Rothko Historian Can’t Shake Forgery Lawsuit


     MANHATTAN (CN) – A renowned Mark Rothko historian who staked his reputation on the provenance of an untitled $7.2 million artwork whose real painter is under indictment failed to prune civil claims against him, a federal judge ruled.
     The case is one of many tied to the December 2011 collapse of the 165-year old Knoedler Gallery, as federal lawsuits poured in accusing the once-elite gallery of serial forgeries attributed to the likes of Jackson Pollock and Willem de Kooning.
     Federal prosecutors indicted the alleged forger, Chinese-born Queens resident Pei Shen Qian, and accused money launderers, brothers Jose Carlos Bergantinos Diaz and Jesus Angel Bergantinos Diaz, in April 2014.
     That same month, ultimate fighting entrepreneur Frank Fertitta entered the legal fray over the Qian forgery he allegedly bought from Knoedler: “Untitled (Orange, Red, and Blue),” a purported 1959 Rothko.
     U.S. District Judge Paul Oetken refused to dismiss Fertitta’s allegations against art historian Oliver Wick and two other defendants on Thursday.
     “Wick, a world-renowned Rothko expert, advised Fertitta on the provenance of the painting, confirming that ‘all is perfectly fine,'” Oetken wrote in a 23-page opinion. “For this Wick ‘st[ood] with [his] name as a Rothko scholar.’ … That turned out to be a mistake.” (Brackets in original)
     Oetken upheld rescission, breach of warranty, and indemnification counts against Wick on Thursday.
     Approached for comment Friday, Wick’s attorney, David Baum of the firm Dentons US LLP, emphasized the preliminary stage of the case.
     “The court merely decided that the case can proceed beyond the initial stage,” Baum said in an email. “We are very confident that things will ultimately resolve in our favor. Like many other people caught up in this mess, Wick reasonably believed the work was genuine.”
     Urs Kraft, whom Fertitta says coordinated the sale on behalf of a mysterious “Mr. X” and his son, “Mr. X, Jr.,” also failed to throw out the lawsuit.
     Summarizing the allegations of the lawsuit, Oetken said “there is no Mr. X.”
     Kraft must now face breach of warranty, breach of contract, fraud, fraudulent concealment, aiding and abetting fraud, indemnification, and rescission claims, Oetken ruled.
     Kraft’s lawyer declined to comment.
     Ex-Knoedler employee Jaime Andrade faces the heaviest charges of the three, including violating federal anti-racketeering law and a RICO conspiracy charge.
     Andrade allegedly introduced Knoedler’s director, Ann Freedman, to Long Island gallerist Glafira Rosales, who sold the Rothko at issue in this case before pleading guilty to an $80 million fraud in 2013.

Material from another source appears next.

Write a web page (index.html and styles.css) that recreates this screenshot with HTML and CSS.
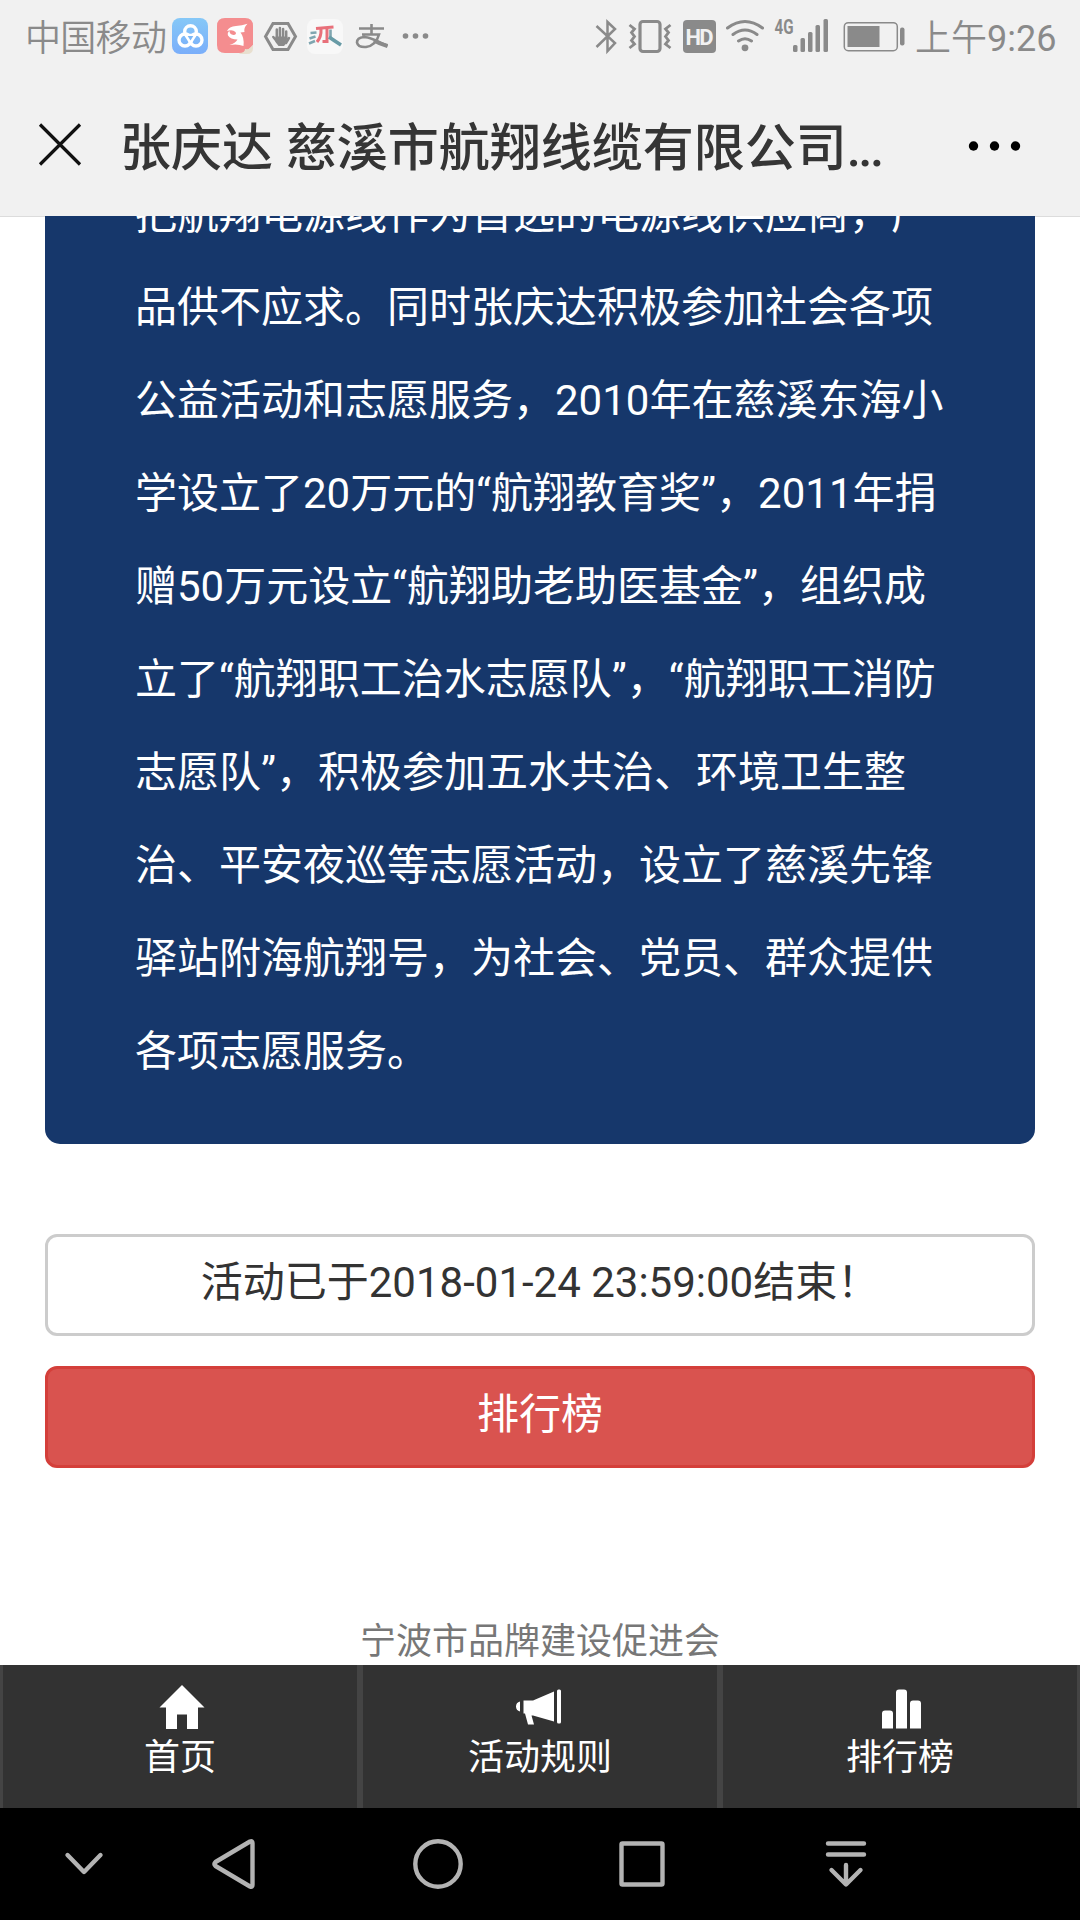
FILE: index.html
```html
<!DOCTYPE html>
<html lang="zh-CN">
<head>
<meta charset="utf-8">
<title>张庆达 慈溪市航翔线缆有限公司</title>
<link rel="stylesheet" href="styles.css">
</head>
<body>
<header class="top">
  <div class="status">
    <span class="carrier">中国移动</span>
    <svg class="status-apps" width="270" height="44" viewBox="165 14 270 44">
      <defs>
        <linearGradient id="sky" x1="0" y1="0" x2="0" y2="1"><stop offset="0" stop-color="#86c8f7"/><stop offset="1" stop-color="#7aaefa"/></linearGradient>
      </defs>
      <rect x="172" y="18" width="36" height="36" rx="8" fill="url(#sky)"/>
      <g fill="none" stroke="#fff" stroke-width="3.400" stroke-linejoin="round"><circle cx="190.500" cy="31.500" r="5.800"/><circle cx="185" cy="40" r="6"/><circle cx="196" cy="40" r="6"/><path d="M185.500 35h10l-5 8z" stroke-width="2.400"/></g>
      <path d="M190.500 40.500l-2.800-4.500h5.600z" fill="#7db8f8"/>
      <path d="M225 18h20q8 0 8 8v19l-8 8h-20q-8 0-8-8V26q0-8 8-8z" fill="#f48d8f"/>
      <path d="M239 53q6 0 6-4q5 1 8-4v3q0 6-6 6h-7z" fill="#e8dfcf"/>
      <path d="M227 31q2-4.500 9-5q6-.300 11.500-2.200q-4 4-3 8.200l-4 .5q4 5 3 13.500q-6-2.500-14-1q6-2 8-5.500q-7 0-9.500-4q-1-3 1.500-4.500q0 3.500 4 4q3.500-.5 2-3q-3-3-8.500-1z" fill="#fff"/>
      <path d="M273 23.500h15l7.500 13-7.500 13h-15l-7.500-13z" fill="none" stroke="#8a8a8a" stroke-width="3"/>
      <path d="M276.800 38.500V29.500M279.900 37V28M283.100 37v-8M286.200 38v-6.500M273.300 37l4 5M289 38l-3 5" fill="none" stroke="#8a8a8a" stroke-width="2.500" stroke-linecap="round"/>
      <path d="M275.600 36.500H287.400l-1 6.500-2.400 3h-5.500l-3-4z" fill="#8a8a8a"/>
      <rect x="307" y="19" width="36" height="35" rx="8" fill="#f8f8f8"/>
      <g fill="none" stroke-width="3"><path d="M316 28.500l17.500-1.500M321 29.500q.5 7-4 12.500M327 29v12.500h-4.500" stroke="#e8707a"/><path d="M330.500 29.500v8M310.500 33l6-.5M309.500 38.500l6-2M309 43.500l6-2.500" stroke="#7fa6b0" stroke-width="2.600"/><path d="M329 37q5 3.500 12 8" stroke="#689ba6" stroke-width="3.600"/></g>
      <g fill="none" stroke="#8a8a8a" stroke-width="2.600"><path d="M359 28.500h25M371.500 24v10M362 34.500h17q-3 11-13 12.500q-8 .5-9-4.500q0-5 7-5.500q6 0 23.500 9"/><path d="M374 40.500q6 3.500 13.500 5.500" stroke-width="4"/></g>
      <g fill="#8a8a8a"><circle cx="405.500" cy="36" r="2.800"/><circle cx="415.500" cy="36" r="2.800"/><circle cx="425.500" cy="36" r="2.800"/></g>
    </svg>
    <svg class="status-system" width="320" height="44" viewBox="590 14 320 44">
      <path d="M596.500 26l18.500 17-7.500 8V22l7.500 7-18.500 18" fill="none" stroke="#8a8a8a" stroke-width="2.500"/>
      <rect x="640" y="21.500" width="20" height="30" rx="3" fill="none" stroke="#8a8a8a" stroke-width="3.200"/>
      <path d="M629.500 25l5 4-3 3.500 3 4-3 4 3 3.500-5 4M670.500 25l-5 4 3 3.500-3 4 3 4-3 3.500 5 4" fill="none" stroke="#8a8a8a" stroke-width="2.800"/>
      <rect x="683" y="20" width="33" height="33" rx="4" fill="#8a8a8a"/>
      <text class="hd" x="685.500" y="44.500" textLength="28">HD</text>
      <g fill="none" stroke="#8a8a8a" stroke-width="3" stroke-linecap="round"><path d="M727.500 28q17.500-13 35 0M733 34.500q12-9 24 0M738.500 41q6.500-4.500 13 0"/></g>
      <circle cx="745" cy="47.800" r="3.400" fill="#8a8a8a"/>
      <text class="net" x="774.500" y="33.500" textLength="19" lengthAdjust="spacingAndGlyphs">4G</text>
      <g fill="#8a8a8a"><rect x="793" y="45" width="4.500" height="7" rx="1.500"/><rect x="800.500" y="38" width="4.500" height="14" rx="1.500"/><rect x="808" y="32" width="4.500" height="20" rx="1.500"/><rect x="815.500" y="25" width="4.500" height="27" rx="1.500"/><rect x="823.500" y="19" width="4.500" height="33" rx="1.500"/></g>
      <rect x="844.300" y="22.700" width="53" height="28" rx="4" fill="none" stroke="#8a8a8a" stroke-width="1.500"/>
      <path d="M847.500 26h32v21h-32z" fill="#8a8a8a"/><rect x="900" y="27.500" width="4.500" height="18" rx="2" fill="#8a8a8a"/>
    </svg>
    <span class="time">上午<span class="digits">9:26</span></span>
  </div>
  <div class="titlebar">
    <svg class="close" width="44" height="44" viewBox="0 0 44 44"><path d="M2 1.500l40 40M42 1.500l-40 40" fill="none" stroke="#111" stroke-width="3.200"/></svg>
    <h1 class="title">张庆达 慈溪市航翔线缆有限公司<span class="dots">...</span></h1>
    <svg class="more" width="54" height="12" viewBox="0 0 54 12"><circle cx="5.500" cy="7" r="4.700"/><circle cx="26.500" cy="7" r="4.700"/><circle cx="47.500" cy="7" r="4.700"/></svg>
  </div>
</header>
<main class="page">
  <article class="card">
    <p class="story">把航翔电源线作为首选的电源线供应商，产<br>品供不应求。同时张庆达积极参加社会各项<br>公益活动和志愿服务，2010年在慈溪东海小<br>学设立了20万元的“航翔教育奖”，2011年捐<br>赠50万元设立“航翔助老助医基金”，组织成<br>立了“航翔职工治水志愿队”，“航翔职工消防<br>志愿队”，积极参加五水共治、环境卫生整<br>治、平安夜巡等志愿活动，设立了慈溪先锋<br>驿站附海航翔号，为社会、党员、群众提供<br>各项志愿服务。</p>
  </article>
  <div class="btn btn-default">活动已于2018-01-24 23:59:00结束！</div>
  <div class="btn btn-danger">排行榜</div>
  <p class="credit">宁波市品牌建设促进会</p>
</main>
<nav class="tabs">
  <a class="tab"><svg width="46" height="46" viewBox="-1 0 44 46"><path d="M23 1l22.500 22.500H39V45H28V30.500H18V45H7V23.500H.5z"/></svg><span>首页</span></a>
  <a class="tab"><svg width="48" height="46" viewBox="1 0 48 46"><path d="M5 17.500v10q-4-1-4-5t4-5zM8.500 16.500H18L39 7.500v30L18 31.500h-1.500L19 40.500h-6L10 29.500H8.500z"/><rect x="42" y="5.500" width="4" height="34" rx="1.500"/></svg><span>活动规则</span></a>
  <a class="tab"><svg width="40" height="46" viewBox="-1.500 0.500 40 46"><path d="M.5 45V30q0-3 3-3h5q3 0 3 3v15zM14.500 45V9q0-3 3-3h5q3 0 3 3v36zM28.500 45V20q0-3 3-3h5q3 0 3 3v25z"/></svg><span>排行榜</span></a>
</nav>
<footer class="sysnav">
  <svg width="1080" height="112" viewBox="0 1808 1080 112" fill="none" stroke="#b3b3b3" stroke-width="4.400" stroke-linecap="round" stroke-linejoin="round">
    <path d="M67.500 1855l16.500 17 16.500-17"/>
    <path d="M250 1841.500q2.500-1.200 2.500 1.500v42q0 2.700-2.500 1.500l-34.500-20.500q-2-2 0-4z"/>
    <circle cx="438" cy="1864" r="22.700"/>
    <rect x="621.500" y="1843.500" width="41" height="41" rx="1"/>
    <path d="M828 1843.500h36M828 1854.500h36M846 1865v19M831.500 1870l14.500 14.500 14.500-14.500"/>
  </svg>
</footer>
</body>
</html>
```

FILE: styles.css
```css
* { box-sizing: border-box; }

body {
  margin: 0;
  height: 1920px;
  display: flex;
  flex-direction: column;
  overflow: hidden;
  background: #fff;
  color: #333;
  font-family: Roboto, "Noto Sans CJK SC", sans-serif;
}

svg { display: block; flex: none; overflow: visible; }
p, h1 { margin: 0; }

.top {
  flex: none;
  height: 216px;
  background: #f1f1f1;
}

.status {
  height: 72px;
  padding: 0 24px 0 25px;
  display: flex;
  align-items: center;
  color: #8a8a8a;
  font-size: 36px;
  font-weight: 350;
  line-height: 44px;
  white-space: nowrap;
}
.carrier { width: 140px; padding-top: 5px; letter-spacing: -0.7px; }
.status-system { margin-left: 155px; }
.time { margin-left: 5px; padding-top: 5px; }
.digits { font-weight: 400; }
.hd { font: 700 22px Roboto, sans-serif; fill: #f1f1f1; }
.net { font: 700 21px Roboto, sans-serif; fill: #8a8a8a; }

.titlebar {
  height: 144px;
  padding: 2px 58px 0 38px;
  display: flex;
  align-items: center;
}
.title {
  margin-left: 38px;
  padding-top: 8px;
  flex: 1;
  font-size: 51px;
  line-height: 60px;
  font-weight: 500;
  color: #353535;
  white-space: nowrap;
}
.dots { letter-spacing: -2.5px; }
.more { fill: #000; }

.page {
  flex: 1;
  min-height: 0;
  overflow: hidden;
  padding: 0 45px;
  background: linear-gradient(#dcdcdc, #dcdcdc) top / 100% 1px no-repeat;
}
.card {
  margin-top: -88px;
  padding: 40px 0 46px 90px;
  background: #16376b;
  color: #fff;
  border-radius: 15px;
}
.story {
  font-size: 42px;
  line-height: 93px;
  white-space: nowrap;
}
.btn {
  height: 102px;
  border: 3px solid #ccc;
  border-radius: 12px;
  font-size: 42px;
  line-height: 92px;
  text-align: center;
}
.btn-default { margin-top: 90px; background: #fff; }
.btn-danger { margin-top: 30px; background: #d9534f; border-color: #d43f3a; color: #fff; }
.credit {
  margin-top: 149px;
  font-size: 36px;
  line-height: 50px;
  text-align: center;
  color: #777;
}

.tabs {
  flex: none;
  height: 143px;
  display: grid;
  grid-template-columns: repeat(3, 1fr);
  background: #323232;
}
.tab {
  border: 3px solid #444;
  border-width: 0 3px;
  padding-top: 19px;
  display: flex;
  flex-direction: column;
  align-items: center;
  gap: 3px;
  color: #fff;
  fill: #fff;
  font-size: 36px;
  line-height: 50px;
}

.sysnav { flex: none; height: 112px; background: #000; }
```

     Andrade’s attorney, Silvia Serpe of Serpe Ryan LLP, cast her client as an unknowing party in Knoedler scandal.
     “Mr. Andrade never knew that the gallery where he worked sold fake art,” Serpe said in an email. “He was a very low-level employee. It is a tragedy that this man, who is in his 80s, has been caught up in this.”
     Fertitta’s attorney did not respond to a request for comment.